* **Task objective**
Show all lines holding "React".

* **Data provided**
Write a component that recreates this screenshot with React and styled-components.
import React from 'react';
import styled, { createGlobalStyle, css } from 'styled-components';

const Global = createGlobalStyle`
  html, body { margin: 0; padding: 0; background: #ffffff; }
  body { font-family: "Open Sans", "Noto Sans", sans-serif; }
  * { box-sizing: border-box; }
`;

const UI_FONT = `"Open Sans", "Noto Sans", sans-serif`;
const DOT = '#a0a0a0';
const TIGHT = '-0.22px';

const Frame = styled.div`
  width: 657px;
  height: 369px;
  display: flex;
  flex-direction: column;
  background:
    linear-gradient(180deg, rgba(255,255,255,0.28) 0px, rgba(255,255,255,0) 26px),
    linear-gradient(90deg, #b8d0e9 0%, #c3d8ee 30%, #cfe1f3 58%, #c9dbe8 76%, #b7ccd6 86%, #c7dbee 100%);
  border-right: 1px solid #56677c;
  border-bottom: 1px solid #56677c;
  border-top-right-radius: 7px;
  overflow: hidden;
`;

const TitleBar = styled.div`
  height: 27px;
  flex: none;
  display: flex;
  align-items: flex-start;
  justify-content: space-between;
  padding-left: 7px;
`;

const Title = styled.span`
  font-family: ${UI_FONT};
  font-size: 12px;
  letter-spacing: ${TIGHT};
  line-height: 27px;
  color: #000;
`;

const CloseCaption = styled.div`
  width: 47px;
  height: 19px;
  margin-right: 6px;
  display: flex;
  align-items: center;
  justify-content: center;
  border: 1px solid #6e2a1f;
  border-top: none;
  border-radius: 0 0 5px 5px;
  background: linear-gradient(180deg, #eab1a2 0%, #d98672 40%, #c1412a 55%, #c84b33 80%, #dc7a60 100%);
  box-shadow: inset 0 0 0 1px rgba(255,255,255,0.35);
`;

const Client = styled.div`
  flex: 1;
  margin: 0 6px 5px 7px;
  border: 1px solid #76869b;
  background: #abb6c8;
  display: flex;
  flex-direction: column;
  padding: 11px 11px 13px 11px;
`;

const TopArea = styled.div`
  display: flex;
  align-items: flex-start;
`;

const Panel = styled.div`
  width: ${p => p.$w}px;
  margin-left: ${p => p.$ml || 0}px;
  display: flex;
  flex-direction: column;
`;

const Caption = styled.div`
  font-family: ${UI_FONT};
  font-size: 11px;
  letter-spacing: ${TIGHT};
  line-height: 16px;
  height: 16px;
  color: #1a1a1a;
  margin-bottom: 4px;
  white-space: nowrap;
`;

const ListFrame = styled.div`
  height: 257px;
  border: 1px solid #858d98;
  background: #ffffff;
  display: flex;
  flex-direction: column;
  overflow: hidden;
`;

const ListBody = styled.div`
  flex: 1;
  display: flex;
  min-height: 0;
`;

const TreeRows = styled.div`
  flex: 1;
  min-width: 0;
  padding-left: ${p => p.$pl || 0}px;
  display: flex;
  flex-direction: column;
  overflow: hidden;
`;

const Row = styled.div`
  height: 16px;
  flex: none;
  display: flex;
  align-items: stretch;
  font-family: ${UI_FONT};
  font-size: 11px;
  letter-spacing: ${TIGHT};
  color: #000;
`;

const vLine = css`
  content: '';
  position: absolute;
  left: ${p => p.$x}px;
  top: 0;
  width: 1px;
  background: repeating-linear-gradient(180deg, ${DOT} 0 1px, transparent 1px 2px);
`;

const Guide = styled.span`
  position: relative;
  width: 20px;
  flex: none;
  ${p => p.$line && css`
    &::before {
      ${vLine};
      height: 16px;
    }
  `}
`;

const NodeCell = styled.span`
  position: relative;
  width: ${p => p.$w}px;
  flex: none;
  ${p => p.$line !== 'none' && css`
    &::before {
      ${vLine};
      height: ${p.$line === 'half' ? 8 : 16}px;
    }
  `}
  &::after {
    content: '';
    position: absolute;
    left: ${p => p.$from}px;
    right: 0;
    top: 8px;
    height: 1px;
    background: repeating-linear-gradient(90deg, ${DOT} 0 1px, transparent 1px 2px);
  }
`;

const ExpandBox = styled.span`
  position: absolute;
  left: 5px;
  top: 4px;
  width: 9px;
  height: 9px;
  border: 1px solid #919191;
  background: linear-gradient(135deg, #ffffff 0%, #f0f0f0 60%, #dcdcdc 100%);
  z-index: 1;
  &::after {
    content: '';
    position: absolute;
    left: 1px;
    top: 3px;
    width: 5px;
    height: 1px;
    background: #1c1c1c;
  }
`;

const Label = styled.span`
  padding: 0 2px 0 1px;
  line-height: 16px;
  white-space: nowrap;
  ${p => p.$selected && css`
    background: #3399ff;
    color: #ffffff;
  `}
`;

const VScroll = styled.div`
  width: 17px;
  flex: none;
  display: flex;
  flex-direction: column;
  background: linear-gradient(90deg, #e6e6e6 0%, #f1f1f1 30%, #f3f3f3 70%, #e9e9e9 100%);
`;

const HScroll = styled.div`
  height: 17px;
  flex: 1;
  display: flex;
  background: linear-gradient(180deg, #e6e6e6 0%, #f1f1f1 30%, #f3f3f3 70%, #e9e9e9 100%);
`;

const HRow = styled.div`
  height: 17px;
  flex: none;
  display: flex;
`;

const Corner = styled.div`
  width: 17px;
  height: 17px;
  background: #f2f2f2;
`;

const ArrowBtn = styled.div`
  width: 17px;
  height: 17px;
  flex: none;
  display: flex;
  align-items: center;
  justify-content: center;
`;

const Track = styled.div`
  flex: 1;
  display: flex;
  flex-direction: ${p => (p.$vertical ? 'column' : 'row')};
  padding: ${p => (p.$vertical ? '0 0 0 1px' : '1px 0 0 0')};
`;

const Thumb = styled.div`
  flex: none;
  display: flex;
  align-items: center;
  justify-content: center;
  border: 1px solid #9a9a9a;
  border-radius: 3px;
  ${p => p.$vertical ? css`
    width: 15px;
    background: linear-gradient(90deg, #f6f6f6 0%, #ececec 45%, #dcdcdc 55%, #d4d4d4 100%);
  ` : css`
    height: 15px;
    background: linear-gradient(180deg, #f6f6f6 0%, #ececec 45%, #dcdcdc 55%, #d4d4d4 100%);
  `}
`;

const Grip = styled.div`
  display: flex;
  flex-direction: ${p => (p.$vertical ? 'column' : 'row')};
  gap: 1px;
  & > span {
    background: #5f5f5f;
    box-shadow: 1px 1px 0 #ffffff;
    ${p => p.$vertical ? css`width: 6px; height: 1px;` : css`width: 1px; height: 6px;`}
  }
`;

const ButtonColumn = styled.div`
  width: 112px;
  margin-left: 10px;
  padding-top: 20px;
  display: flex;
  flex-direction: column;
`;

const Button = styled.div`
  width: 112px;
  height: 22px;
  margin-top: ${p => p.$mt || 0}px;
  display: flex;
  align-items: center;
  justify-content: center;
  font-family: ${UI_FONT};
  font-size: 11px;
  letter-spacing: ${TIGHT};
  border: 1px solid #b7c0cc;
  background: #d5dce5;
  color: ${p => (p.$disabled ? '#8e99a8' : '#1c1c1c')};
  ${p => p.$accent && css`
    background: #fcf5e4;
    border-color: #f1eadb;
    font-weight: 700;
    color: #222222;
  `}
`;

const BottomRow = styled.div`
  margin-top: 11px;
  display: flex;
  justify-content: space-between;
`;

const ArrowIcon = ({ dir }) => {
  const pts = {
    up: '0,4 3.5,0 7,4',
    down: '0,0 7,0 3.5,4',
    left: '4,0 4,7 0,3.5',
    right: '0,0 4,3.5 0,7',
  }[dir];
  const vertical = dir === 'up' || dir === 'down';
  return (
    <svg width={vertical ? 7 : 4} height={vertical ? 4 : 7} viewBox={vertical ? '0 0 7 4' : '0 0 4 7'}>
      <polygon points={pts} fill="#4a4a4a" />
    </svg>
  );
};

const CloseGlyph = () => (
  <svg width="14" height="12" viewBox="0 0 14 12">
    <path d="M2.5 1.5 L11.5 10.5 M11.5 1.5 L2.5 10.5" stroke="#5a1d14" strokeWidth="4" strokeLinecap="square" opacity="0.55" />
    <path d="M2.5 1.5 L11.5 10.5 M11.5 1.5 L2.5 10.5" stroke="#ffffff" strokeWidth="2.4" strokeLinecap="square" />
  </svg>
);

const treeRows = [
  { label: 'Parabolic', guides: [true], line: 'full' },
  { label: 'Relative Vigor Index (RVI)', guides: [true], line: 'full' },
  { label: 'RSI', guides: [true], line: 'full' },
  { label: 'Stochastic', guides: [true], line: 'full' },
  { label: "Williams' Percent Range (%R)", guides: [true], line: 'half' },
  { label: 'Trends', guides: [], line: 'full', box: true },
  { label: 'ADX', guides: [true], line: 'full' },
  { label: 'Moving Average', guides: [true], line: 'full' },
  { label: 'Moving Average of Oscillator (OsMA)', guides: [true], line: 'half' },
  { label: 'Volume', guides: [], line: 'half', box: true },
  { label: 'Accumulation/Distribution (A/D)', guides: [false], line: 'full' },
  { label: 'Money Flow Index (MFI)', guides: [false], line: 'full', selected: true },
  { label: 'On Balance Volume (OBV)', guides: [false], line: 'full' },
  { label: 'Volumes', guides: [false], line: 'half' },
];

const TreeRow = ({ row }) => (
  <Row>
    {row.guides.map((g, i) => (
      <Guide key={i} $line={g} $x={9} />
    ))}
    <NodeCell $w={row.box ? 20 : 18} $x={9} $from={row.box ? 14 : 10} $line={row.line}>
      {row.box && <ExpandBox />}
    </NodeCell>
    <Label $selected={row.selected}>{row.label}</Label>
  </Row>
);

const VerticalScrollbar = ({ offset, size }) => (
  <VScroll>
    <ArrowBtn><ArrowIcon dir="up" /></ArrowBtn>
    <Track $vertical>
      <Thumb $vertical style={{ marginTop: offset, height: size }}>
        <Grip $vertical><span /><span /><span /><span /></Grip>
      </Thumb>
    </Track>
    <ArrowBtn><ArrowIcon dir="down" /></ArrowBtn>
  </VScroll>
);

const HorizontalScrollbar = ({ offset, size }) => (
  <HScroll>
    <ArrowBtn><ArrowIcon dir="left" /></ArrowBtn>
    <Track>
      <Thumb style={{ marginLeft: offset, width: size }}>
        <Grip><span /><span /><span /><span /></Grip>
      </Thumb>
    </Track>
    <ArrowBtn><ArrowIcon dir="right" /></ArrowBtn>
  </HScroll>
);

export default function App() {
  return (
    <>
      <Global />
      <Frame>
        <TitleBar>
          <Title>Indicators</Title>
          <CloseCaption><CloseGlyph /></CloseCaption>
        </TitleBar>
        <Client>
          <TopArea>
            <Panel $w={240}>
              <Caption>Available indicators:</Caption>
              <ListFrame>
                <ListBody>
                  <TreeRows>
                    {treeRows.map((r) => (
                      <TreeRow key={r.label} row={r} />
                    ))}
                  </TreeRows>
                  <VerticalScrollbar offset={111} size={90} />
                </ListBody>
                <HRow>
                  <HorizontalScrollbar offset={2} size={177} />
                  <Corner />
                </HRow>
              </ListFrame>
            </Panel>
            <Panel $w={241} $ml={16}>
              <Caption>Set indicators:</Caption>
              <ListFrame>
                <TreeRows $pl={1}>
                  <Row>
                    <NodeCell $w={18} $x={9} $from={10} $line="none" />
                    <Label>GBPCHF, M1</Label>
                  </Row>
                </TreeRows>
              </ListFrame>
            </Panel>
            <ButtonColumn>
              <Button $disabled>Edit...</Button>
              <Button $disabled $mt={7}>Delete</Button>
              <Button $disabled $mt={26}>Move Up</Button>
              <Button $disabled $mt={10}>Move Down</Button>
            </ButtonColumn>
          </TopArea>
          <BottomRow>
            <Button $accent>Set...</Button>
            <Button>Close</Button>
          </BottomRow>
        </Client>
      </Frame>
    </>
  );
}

* **Worked answer**
Write a component that recreates this screenshot with React and styled-components.
import React from 'react';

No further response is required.